To proceed with understanding your lab you need to understand your circuit. There is a schematic diagram of the photodiode, op-amp, and associated circuitry in your pdf. I am sure you are familiar with the basic idea: the circuit acts as a capacitor which builds up voltage until the current is 0 (or approaches 0). The 'current-limited' feature of the diode power supply effects the capacitor charging only at the start of a measurement. The trick to this equipment is understanding the op-amp. There is plenty of literature out there on op-amps. Wiki is always a good place to start.
If you have done your lab by now you will have noticed that there IS some intensity dependence. How can you explain this? (as an aside... ideally you have recorded voltage vs time for each measurement and fit it to an exponential--this assumes it is capacitor charging at constant voltage) I usually tell my students to chalk it up to the finite input impedance of the amp causing the current at the input to the amp to be non-zero and changing the feedback mechanism. I got this explanation from a professor a long time ago, and I am not sure I entirely buy it (Pasco claims there is an enormous input impedance). I never came up with a better answer while I was teaching the lab though.
In the photoelectric effect, photons incident on the cathode cause the emission of electrons. Assuming there is a sufficient electric field, these electrons will make their way across to the anode, contributing current.
For simplicity, let's assume every photon generates a photo-electron. Then if $N$ photons per second hit the cathode, the current will be carried by a total of $N$ electrons per second. We always assume there are "infinitely many" electrons waiting for their turn, and the thing limiting the current is how many electrons get "released" from the cathode (i.e. how many photons hit the cathode).
Current is charge per unit time. If the electron has a charge $q_e$, then $N$ electrons per second carry a current
$$I = N\; q_e$$
There is nothing here about the velocity of the electrons... not about the time it takes them to cross the gap. If they went 100 times faster, it would not change the number of electrons crossing the gap per second. That number is determined by "how many start the trip per second" and "how many don't make it". The second of these explains that the curve starts out not completely flat: very slow electrons may not make it, especially with a small retarding potential. But once they go fast enough to fully escape, their final speed really doesn't matter. And neither does the transit time in the wire.
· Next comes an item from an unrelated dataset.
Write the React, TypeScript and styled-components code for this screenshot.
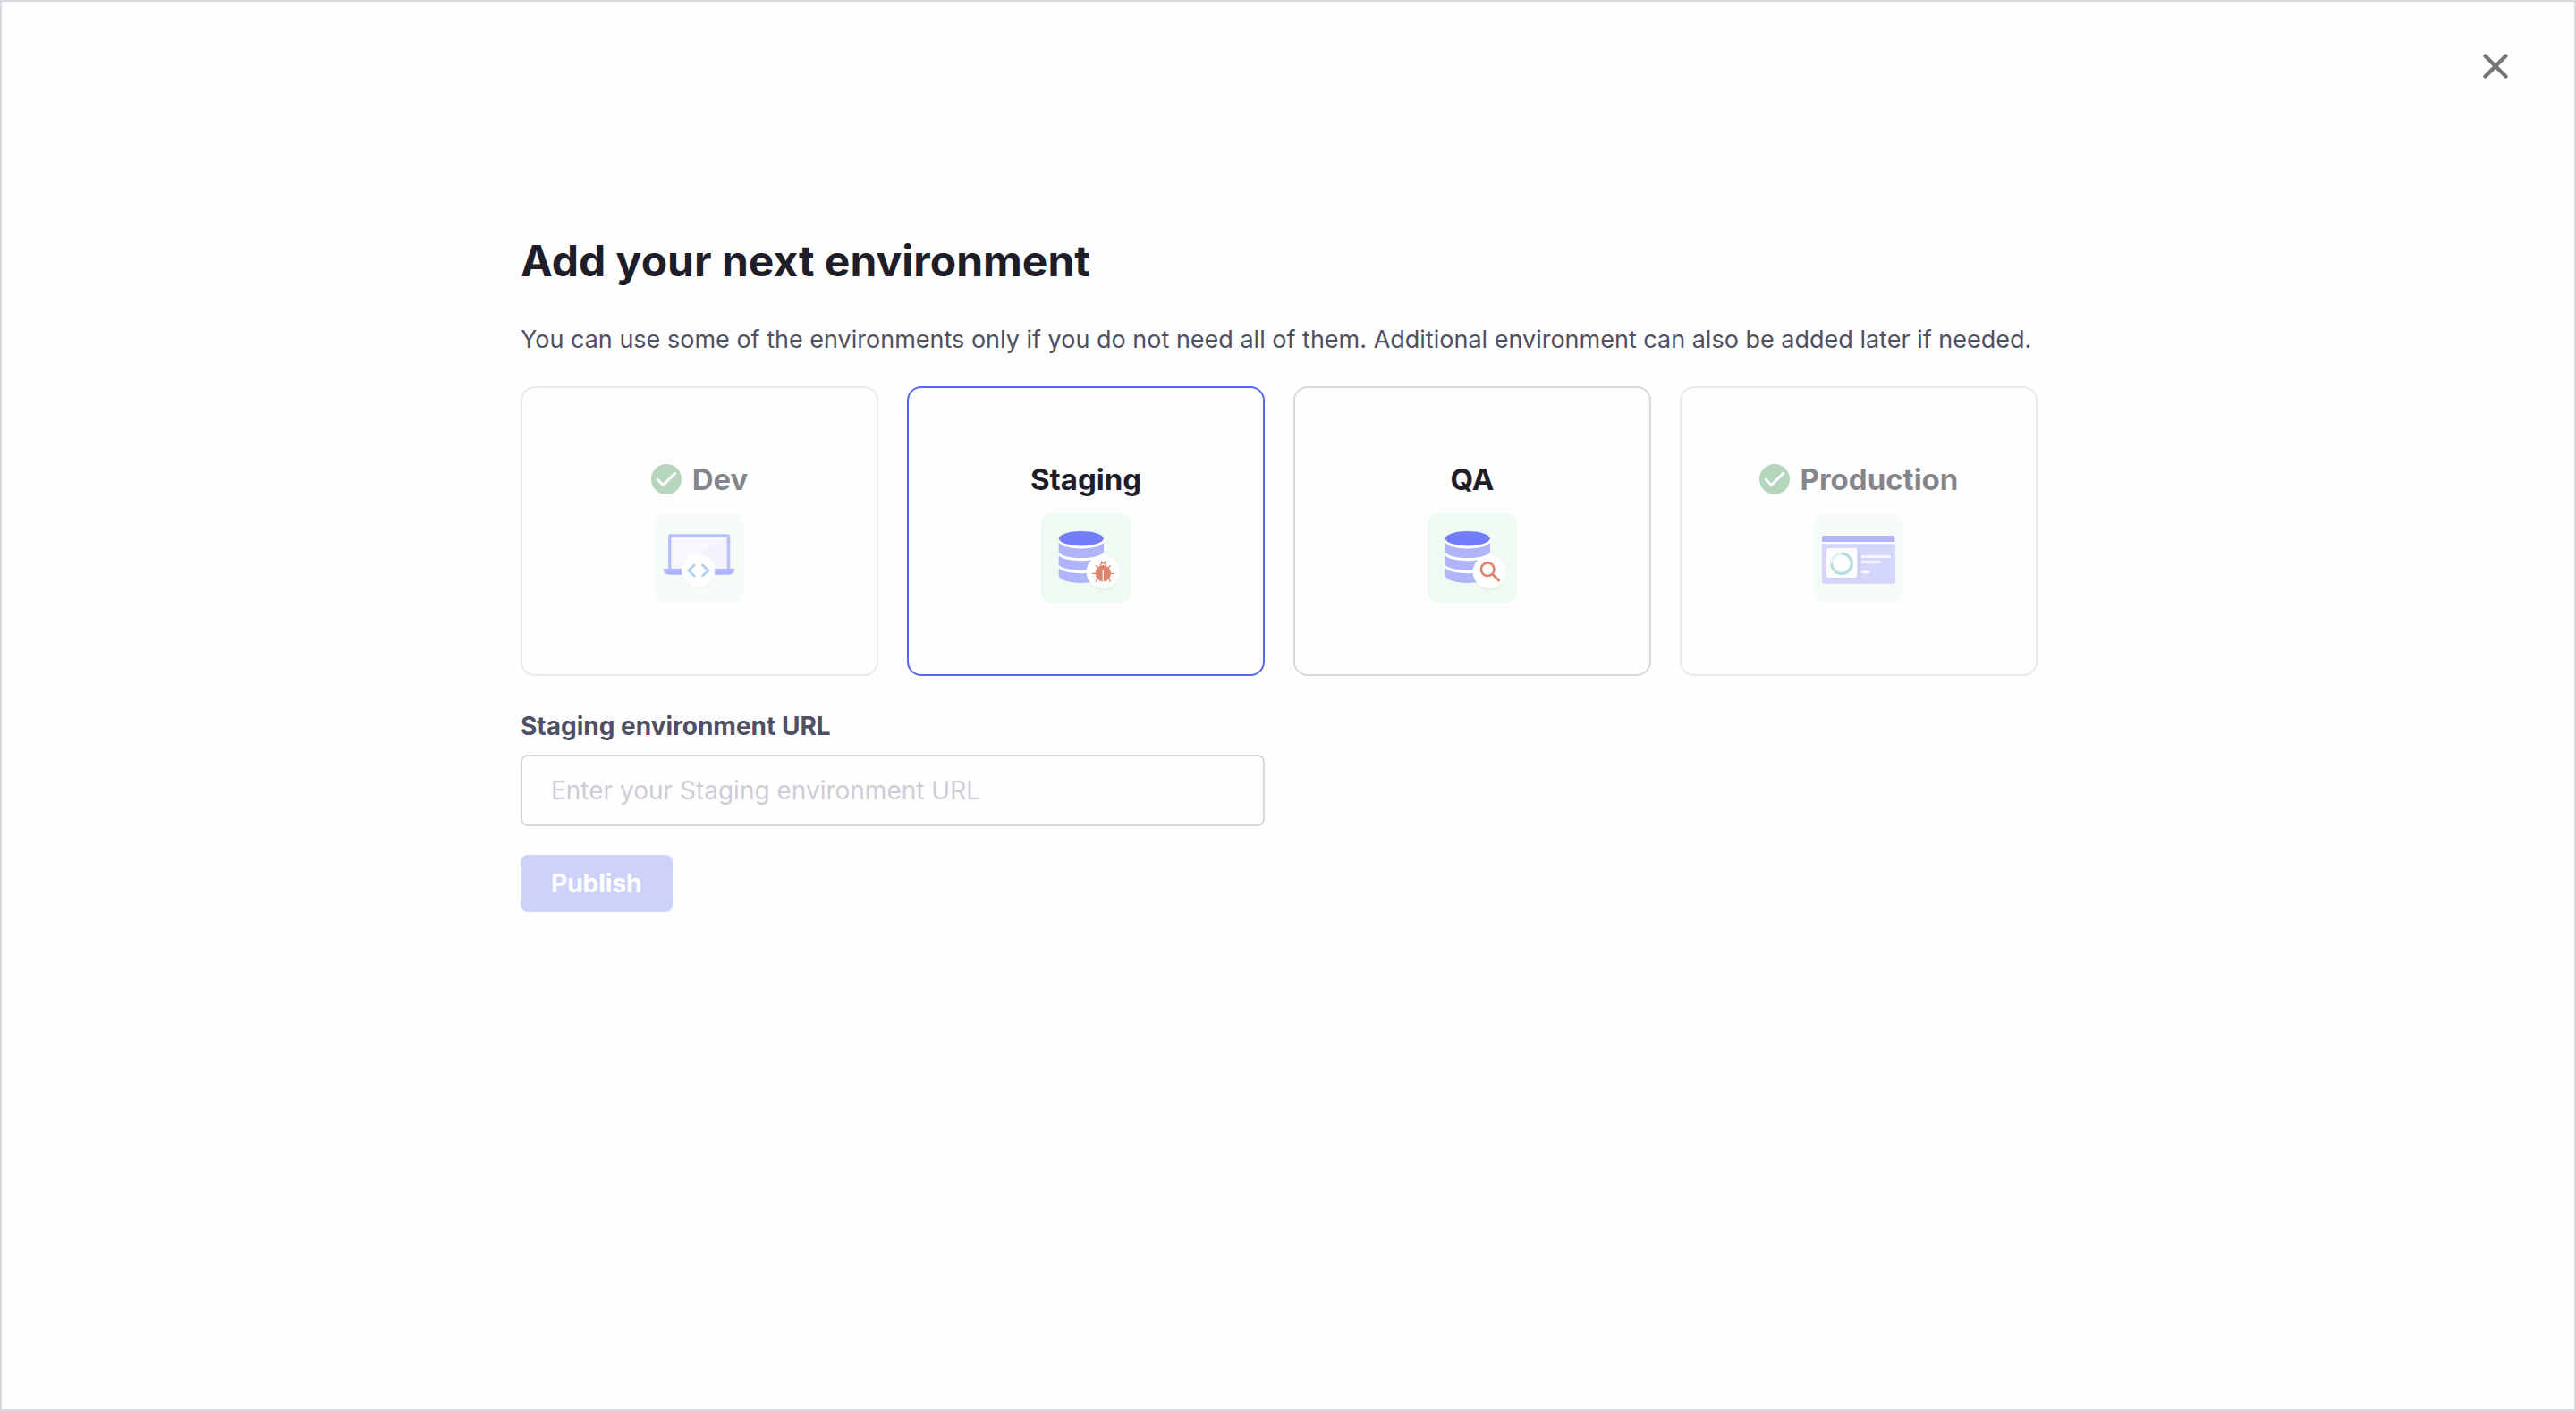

Did you ever calculate how slowly electrons move in a current carrying wire (for example, copper wire)? While the electrical signal is very fast, the drift velocity of the electrons themselves is very very slow... because there are so many electrons per unit volume. But that is only tangentially relevant here.
Best Answer
Photo-emission from a metal surface is a multistep process. When the photon hits the metal surface it excites a photoelectron with a very high quantum yield, but that photoelectron is travelling in the same direction as the photon i.e. down into the metal. For an electron to be emitted from the surface the initial photoelectron has either to ricochet back out of the metal, or more likely to transfer energy to other electrons so one of the other electrons has enough energy to leave the surface. This process is essentially random and consequently has a very low quantum yield, so the overall quantum yield for photoemission is around $10^{-5}$ to $10^{-6}$.
The scattering of the initial photoelectron occurs via inelastic collisions, so whether it's the original electron scattered backwards or other electrons scattered by the initial photoelectron, the energy of the electron leaving the surface is less that the energy of the photon. The balance of the energy goes into lattice vibrations of the metal i.e. heat.
Offhand I don't know the energy distribution of the photoelectrons, but it is a well studied phenomenon.